_DATASET SECTION_:
[start]

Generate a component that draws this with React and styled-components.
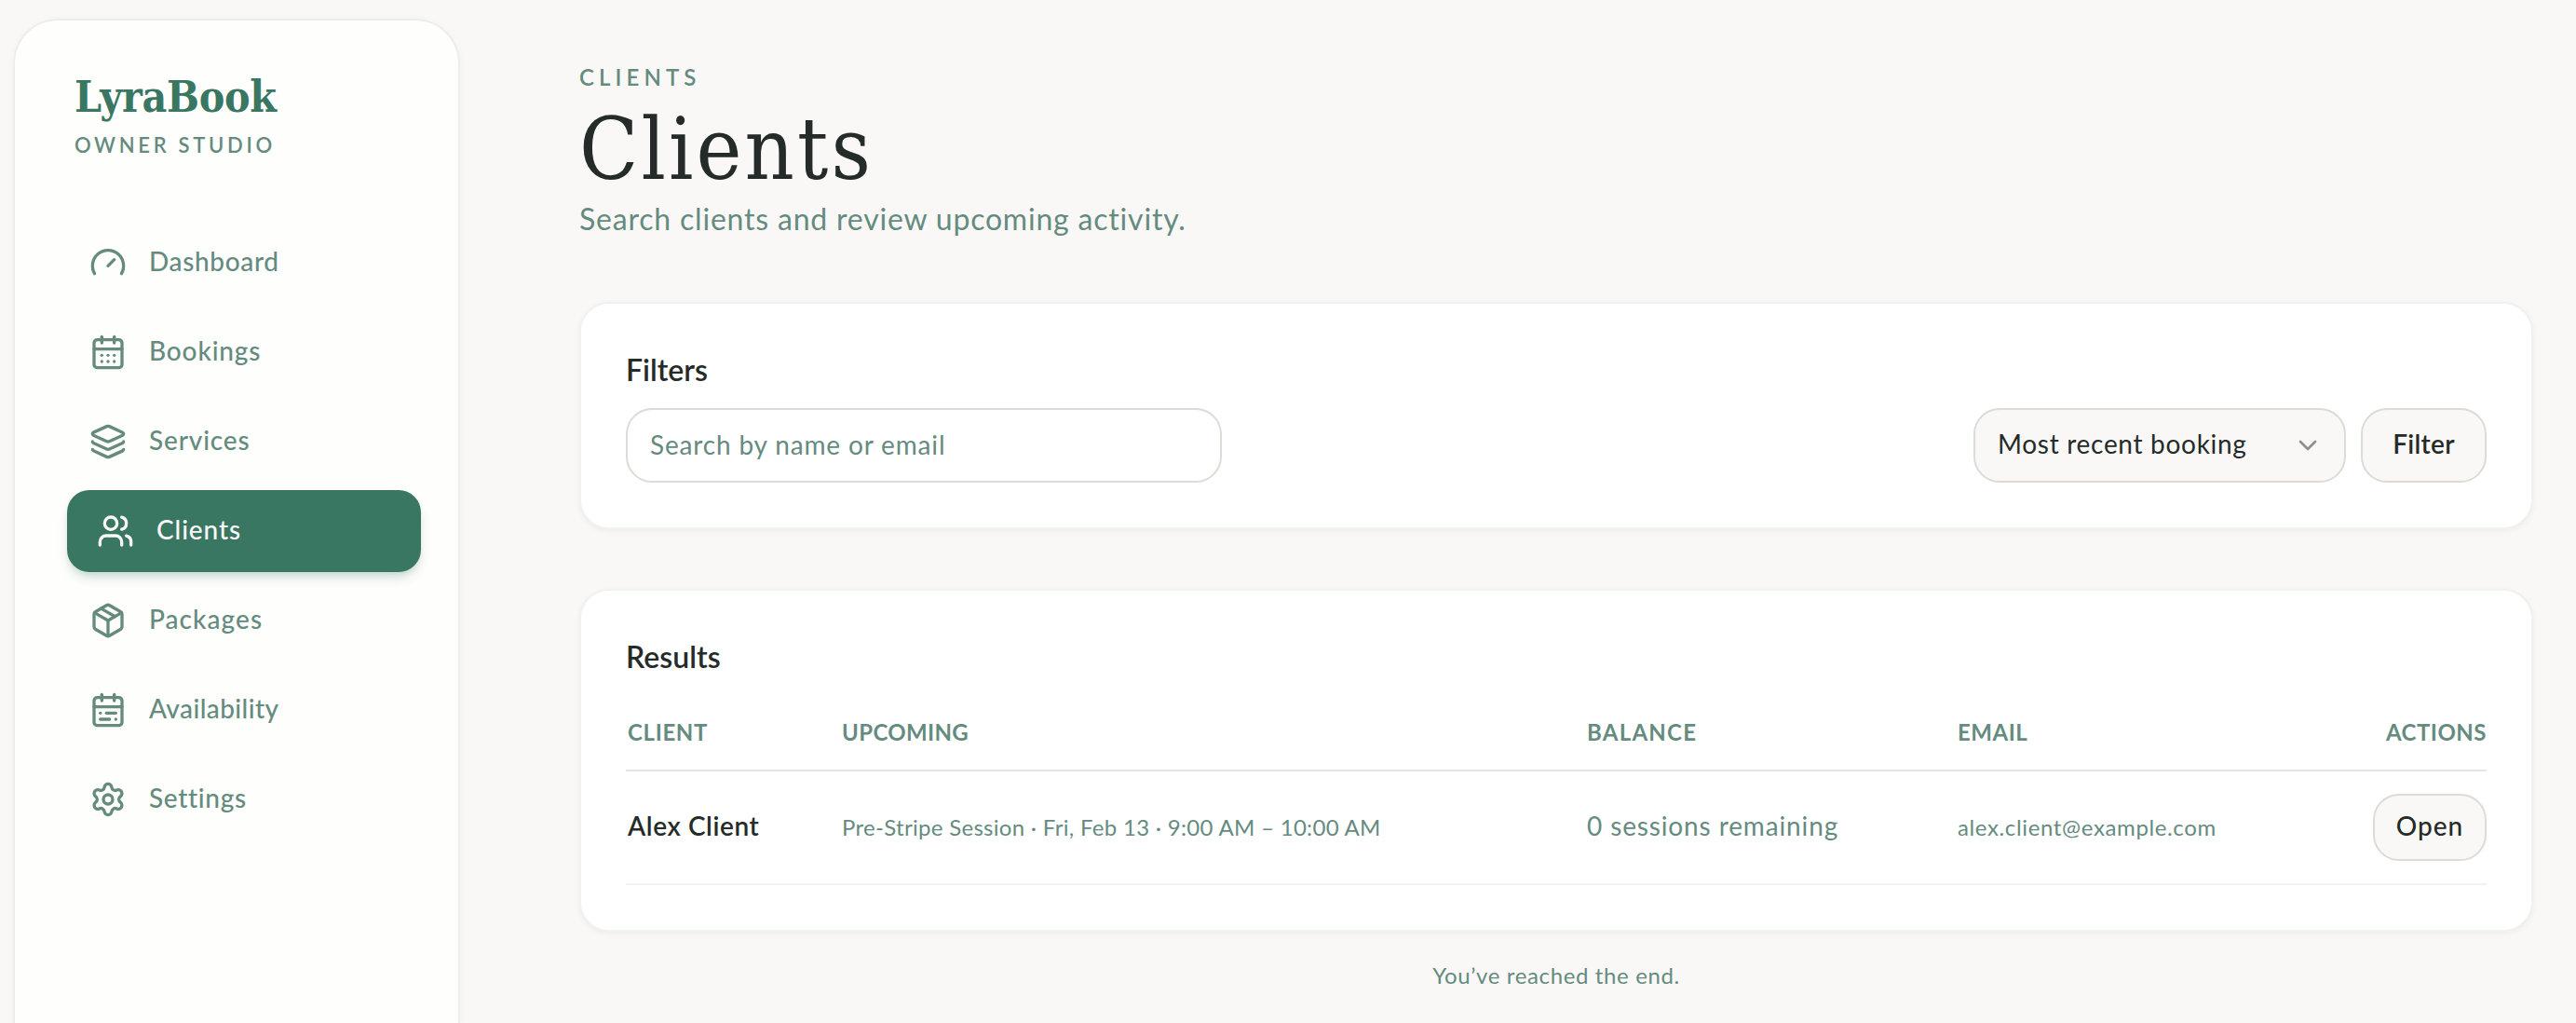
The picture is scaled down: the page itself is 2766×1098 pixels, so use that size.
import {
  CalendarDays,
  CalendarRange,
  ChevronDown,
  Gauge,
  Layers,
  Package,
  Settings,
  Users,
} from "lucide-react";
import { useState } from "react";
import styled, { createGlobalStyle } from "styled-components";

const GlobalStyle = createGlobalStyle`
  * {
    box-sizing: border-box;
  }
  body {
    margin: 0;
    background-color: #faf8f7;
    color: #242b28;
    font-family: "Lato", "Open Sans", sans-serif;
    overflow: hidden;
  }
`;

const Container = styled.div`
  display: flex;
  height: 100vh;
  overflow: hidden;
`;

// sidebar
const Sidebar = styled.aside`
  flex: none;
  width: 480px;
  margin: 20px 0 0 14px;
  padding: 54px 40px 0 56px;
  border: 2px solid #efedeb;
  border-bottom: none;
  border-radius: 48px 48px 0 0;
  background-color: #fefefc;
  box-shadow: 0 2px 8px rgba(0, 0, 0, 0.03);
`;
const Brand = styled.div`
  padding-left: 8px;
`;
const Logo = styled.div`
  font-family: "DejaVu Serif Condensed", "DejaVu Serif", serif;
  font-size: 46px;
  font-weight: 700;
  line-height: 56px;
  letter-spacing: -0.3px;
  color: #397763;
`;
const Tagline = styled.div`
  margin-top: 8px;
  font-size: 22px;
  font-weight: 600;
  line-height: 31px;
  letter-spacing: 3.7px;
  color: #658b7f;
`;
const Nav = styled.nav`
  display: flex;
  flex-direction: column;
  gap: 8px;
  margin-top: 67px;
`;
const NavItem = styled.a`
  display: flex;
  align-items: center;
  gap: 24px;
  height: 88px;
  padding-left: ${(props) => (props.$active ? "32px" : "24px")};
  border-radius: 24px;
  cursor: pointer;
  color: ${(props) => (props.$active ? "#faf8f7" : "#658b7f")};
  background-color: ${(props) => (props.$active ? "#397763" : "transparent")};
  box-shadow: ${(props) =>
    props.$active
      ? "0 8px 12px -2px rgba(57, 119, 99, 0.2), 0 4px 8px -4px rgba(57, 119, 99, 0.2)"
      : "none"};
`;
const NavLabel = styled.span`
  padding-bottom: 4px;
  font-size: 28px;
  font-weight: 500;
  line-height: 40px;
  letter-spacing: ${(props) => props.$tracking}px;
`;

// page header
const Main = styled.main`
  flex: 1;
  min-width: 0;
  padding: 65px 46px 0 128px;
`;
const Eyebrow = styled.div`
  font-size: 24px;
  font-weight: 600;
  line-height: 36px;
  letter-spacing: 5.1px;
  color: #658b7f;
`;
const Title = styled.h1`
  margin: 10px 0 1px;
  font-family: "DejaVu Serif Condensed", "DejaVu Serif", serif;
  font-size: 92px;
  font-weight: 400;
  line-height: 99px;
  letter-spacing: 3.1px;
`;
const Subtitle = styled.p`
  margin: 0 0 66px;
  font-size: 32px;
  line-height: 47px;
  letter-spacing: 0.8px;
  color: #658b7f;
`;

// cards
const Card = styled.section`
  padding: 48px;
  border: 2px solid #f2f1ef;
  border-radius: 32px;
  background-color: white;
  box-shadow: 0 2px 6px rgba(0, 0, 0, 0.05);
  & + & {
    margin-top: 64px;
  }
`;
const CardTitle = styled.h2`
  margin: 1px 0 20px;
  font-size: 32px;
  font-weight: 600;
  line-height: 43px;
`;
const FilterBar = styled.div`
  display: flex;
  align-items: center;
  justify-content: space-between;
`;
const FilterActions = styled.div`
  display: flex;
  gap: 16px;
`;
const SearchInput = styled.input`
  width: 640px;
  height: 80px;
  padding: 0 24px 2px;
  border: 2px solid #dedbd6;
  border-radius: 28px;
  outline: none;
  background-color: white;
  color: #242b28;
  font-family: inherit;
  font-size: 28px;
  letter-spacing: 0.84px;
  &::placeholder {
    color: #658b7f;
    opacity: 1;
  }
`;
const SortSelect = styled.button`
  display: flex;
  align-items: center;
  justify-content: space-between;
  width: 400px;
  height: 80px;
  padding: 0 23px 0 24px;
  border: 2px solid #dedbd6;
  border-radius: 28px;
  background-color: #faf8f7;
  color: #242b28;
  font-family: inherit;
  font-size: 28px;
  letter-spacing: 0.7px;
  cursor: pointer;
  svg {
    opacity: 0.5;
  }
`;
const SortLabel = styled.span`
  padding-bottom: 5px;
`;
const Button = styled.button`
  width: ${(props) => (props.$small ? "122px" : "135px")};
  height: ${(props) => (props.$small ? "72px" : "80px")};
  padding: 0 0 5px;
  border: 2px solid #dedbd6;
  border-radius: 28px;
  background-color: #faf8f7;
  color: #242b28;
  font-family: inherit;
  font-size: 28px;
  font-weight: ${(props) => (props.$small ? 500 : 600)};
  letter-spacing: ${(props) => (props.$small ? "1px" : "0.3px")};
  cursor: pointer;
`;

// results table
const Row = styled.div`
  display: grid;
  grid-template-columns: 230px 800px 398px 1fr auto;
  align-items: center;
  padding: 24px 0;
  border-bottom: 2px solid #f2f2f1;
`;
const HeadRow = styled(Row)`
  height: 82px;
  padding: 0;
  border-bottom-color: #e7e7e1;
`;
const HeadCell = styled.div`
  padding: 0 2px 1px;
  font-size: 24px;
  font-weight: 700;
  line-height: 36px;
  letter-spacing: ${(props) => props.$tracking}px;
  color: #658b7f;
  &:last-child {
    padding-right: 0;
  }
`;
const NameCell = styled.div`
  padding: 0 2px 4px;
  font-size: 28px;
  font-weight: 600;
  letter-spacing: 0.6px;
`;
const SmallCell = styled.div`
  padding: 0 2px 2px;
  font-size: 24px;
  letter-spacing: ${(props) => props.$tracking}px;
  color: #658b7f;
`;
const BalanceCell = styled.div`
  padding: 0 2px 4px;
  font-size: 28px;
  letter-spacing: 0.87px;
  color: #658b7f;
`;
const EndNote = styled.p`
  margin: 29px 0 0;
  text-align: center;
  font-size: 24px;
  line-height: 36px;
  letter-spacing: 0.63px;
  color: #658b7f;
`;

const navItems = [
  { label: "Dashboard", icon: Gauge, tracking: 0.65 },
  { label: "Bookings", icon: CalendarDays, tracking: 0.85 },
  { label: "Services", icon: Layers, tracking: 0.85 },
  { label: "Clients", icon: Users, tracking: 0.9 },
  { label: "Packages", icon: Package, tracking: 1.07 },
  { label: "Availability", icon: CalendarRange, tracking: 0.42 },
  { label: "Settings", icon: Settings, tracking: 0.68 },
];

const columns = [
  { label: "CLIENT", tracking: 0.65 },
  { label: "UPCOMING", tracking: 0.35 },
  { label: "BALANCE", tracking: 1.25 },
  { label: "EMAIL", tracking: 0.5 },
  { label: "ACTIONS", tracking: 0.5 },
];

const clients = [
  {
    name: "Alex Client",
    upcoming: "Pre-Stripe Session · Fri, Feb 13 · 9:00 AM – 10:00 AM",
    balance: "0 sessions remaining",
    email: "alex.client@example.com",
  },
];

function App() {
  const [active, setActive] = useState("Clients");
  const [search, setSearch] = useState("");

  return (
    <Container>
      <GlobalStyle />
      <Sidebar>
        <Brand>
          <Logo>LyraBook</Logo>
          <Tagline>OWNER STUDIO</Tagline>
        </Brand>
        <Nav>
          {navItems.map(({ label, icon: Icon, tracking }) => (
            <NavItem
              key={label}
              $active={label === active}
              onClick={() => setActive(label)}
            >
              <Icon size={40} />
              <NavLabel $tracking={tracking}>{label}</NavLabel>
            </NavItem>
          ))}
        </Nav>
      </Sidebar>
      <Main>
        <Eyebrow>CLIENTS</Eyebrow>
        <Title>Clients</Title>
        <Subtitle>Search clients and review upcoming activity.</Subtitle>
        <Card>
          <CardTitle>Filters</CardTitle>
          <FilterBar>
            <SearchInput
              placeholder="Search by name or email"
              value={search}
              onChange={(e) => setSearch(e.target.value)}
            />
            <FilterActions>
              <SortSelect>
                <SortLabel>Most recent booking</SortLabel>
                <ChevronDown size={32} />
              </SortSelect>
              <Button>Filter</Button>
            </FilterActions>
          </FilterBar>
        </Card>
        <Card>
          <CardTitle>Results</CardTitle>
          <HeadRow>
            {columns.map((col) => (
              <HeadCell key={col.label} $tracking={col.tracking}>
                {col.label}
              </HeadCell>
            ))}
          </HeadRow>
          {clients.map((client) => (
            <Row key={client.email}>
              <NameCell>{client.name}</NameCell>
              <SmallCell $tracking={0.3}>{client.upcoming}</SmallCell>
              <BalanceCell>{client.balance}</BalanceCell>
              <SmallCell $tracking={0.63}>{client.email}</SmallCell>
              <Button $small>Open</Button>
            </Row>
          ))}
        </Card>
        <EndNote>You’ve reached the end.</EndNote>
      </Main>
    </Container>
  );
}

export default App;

[end]

_DIRECTIVE_: State how many lines of the data include the word "that", with nothing else.

_TASK SOLUTION_: 2